─── Information provided ───

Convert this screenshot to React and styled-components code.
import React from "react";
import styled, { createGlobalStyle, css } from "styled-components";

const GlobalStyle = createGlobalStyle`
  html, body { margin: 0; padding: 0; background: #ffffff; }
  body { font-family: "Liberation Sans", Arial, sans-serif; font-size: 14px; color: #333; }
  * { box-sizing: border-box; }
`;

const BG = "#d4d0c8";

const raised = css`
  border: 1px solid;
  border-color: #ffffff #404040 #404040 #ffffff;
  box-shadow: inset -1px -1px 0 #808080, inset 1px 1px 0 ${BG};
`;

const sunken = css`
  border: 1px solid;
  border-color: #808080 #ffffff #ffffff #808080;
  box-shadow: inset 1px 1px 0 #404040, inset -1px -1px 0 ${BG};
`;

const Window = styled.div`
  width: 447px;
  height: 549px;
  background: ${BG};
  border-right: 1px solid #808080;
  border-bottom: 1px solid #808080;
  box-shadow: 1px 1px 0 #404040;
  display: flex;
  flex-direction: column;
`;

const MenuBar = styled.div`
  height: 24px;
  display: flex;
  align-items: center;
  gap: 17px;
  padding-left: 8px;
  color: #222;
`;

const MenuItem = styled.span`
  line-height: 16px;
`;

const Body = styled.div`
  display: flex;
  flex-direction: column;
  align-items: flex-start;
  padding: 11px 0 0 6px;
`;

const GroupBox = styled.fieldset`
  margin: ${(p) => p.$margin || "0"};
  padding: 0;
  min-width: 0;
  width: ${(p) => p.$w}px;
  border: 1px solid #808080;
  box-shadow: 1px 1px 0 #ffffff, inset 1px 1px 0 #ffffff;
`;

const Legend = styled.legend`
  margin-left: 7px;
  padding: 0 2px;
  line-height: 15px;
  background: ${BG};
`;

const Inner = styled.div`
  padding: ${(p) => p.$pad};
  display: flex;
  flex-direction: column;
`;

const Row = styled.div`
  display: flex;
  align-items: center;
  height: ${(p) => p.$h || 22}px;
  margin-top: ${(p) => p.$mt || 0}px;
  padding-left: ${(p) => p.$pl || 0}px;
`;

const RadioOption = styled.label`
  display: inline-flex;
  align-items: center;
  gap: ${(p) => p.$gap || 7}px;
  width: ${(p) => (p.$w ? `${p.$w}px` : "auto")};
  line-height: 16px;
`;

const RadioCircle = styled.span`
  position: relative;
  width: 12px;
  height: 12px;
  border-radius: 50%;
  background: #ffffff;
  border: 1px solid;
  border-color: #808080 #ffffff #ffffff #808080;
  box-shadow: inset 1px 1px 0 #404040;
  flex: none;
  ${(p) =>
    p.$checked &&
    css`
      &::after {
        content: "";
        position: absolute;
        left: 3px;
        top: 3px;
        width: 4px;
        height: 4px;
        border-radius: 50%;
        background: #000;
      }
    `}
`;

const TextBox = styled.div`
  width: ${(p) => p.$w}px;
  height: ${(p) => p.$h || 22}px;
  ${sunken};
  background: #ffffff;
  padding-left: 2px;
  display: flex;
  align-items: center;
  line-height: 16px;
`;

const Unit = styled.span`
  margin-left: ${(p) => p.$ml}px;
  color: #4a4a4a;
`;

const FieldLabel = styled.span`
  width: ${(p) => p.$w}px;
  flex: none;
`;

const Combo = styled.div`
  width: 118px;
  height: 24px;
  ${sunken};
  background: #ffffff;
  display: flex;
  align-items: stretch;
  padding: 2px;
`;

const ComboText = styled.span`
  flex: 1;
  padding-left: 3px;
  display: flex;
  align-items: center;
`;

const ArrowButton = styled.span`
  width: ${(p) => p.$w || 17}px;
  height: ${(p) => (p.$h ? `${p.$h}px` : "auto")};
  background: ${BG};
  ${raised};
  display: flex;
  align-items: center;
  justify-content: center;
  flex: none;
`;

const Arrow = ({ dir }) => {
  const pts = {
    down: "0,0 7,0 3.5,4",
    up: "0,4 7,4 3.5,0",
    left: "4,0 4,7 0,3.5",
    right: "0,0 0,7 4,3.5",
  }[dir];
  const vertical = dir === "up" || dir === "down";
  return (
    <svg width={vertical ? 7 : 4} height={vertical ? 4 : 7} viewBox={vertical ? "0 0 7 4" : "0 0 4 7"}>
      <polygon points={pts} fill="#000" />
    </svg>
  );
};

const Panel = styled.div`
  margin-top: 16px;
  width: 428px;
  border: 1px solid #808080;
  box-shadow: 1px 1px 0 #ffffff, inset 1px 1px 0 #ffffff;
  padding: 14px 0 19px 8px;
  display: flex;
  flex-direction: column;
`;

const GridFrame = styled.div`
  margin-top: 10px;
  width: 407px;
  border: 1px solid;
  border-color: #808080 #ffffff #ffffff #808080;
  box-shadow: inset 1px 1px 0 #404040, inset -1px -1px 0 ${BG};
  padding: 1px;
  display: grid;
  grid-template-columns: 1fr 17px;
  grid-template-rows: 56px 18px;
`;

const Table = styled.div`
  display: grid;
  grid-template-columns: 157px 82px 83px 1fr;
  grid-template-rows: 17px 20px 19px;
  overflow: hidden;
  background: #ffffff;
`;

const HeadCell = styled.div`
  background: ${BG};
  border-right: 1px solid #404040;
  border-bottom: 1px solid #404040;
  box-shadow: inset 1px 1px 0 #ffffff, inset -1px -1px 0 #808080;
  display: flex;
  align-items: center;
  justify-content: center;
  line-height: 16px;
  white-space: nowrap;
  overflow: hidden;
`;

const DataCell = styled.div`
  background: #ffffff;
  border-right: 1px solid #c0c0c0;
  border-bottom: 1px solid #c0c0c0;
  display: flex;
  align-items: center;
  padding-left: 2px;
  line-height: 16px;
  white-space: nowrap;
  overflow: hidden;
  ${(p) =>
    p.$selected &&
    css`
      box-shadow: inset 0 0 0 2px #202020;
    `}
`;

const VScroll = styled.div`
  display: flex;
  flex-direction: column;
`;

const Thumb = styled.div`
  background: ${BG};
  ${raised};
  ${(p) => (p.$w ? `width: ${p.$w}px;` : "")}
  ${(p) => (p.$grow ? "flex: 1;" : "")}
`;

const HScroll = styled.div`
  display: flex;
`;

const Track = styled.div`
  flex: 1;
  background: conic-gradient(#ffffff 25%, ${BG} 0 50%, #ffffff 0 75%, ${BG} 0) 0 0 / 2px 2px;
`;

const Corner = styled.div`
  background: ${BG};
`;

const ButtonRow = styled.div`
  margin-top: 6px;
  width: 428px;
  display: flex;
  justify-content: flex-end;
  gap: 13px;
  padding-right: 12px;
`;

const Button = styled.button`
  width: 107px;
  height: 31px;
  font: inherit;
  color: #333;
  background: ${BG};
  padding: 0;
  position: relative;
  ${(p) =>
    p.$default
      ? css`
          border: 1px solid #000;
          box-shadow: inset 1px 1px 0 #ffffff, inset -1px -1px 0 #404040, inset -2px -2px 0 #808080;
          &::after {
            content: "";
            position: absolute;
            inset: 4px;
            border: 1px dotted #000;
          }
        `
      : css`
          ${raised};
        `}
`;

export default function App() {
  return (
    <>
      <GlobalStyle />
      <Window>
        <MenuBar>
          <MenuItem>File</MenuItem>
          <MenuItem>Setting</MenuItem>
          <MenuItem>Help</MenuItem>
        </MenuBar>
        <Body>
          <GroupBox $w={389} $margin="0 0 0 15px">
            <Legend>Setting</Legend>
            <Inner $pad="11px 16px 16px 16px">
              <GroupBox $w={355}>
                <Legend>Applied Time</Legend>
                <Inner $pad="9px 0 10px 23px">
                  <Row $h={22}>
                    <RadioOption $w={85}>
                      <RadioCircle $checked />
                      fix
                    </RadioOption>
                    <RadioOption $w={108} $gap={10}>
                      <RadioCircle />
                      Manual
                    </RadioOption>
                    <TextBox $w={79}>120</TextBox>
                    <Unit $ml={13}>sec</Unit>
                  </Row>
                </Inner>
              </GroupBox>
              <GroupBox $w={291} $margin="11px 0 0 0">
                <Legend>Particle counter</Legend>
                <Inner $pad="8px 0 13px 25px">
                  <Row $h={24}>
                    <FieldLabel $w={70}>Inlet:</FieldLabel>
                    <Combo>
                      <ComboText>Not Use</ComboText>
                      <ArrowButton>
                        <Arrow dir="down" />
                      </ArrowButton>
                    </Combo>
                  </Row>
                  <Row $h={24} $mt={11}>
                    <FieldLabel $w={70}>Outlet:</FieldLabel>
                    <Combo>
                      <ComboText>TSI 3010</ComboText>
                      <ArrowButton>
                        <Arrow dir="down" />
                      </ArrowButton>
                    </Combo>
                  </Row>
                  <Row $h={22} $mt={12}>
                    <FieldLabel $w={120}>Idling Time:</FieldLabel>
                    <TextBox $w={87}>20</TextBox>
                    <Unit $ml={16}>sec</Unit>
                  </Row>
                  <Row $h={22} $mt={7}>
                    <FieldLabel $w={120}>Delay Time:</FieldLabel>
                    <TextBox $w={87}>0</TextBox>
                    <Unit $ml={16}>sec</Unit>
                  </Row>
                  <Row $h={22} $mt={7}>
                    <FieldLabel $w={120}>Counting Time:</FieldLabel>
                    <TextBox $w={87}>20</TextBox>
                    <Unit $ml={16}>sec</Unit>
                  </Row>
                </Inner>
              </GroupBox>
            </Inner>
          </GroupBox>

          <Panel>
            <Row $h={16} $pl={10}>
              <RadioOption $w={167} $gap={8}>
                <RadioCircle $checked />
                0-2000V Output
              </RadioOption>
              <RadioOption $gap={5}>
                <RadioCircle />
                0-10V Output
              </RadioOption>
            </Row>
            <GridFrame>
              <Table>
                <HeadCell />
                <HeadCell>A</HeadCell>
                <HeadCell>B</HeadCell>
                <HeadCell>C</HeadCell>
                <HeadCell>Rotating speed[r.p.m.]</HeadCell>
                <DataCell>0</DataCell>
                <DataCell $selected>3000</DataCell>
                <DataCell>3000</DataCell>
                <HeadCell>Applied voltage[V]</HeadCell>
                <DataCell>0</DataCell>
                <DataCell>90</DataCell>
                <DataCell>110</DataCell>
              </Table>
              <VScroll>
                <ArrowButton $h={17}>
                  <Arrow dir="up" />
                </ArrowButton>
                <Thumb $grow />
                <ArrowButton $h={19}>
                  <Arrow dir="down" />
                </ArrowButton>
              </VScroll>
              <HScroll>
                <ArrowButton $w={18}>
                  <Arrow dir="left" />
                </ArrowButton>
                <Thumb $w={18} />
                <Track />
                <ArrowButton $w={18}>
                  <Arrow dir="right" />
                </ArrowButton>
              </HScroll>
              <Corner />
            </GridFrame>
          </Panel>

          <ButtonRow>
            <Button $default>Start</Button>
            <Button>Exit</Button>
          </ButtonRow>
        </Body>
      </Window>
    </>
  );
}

───

What you need to do: Search the data for the word "React" and copy each line where it appears.

The response:
Convert this screenshot to React and styled-components code.
import React from "react";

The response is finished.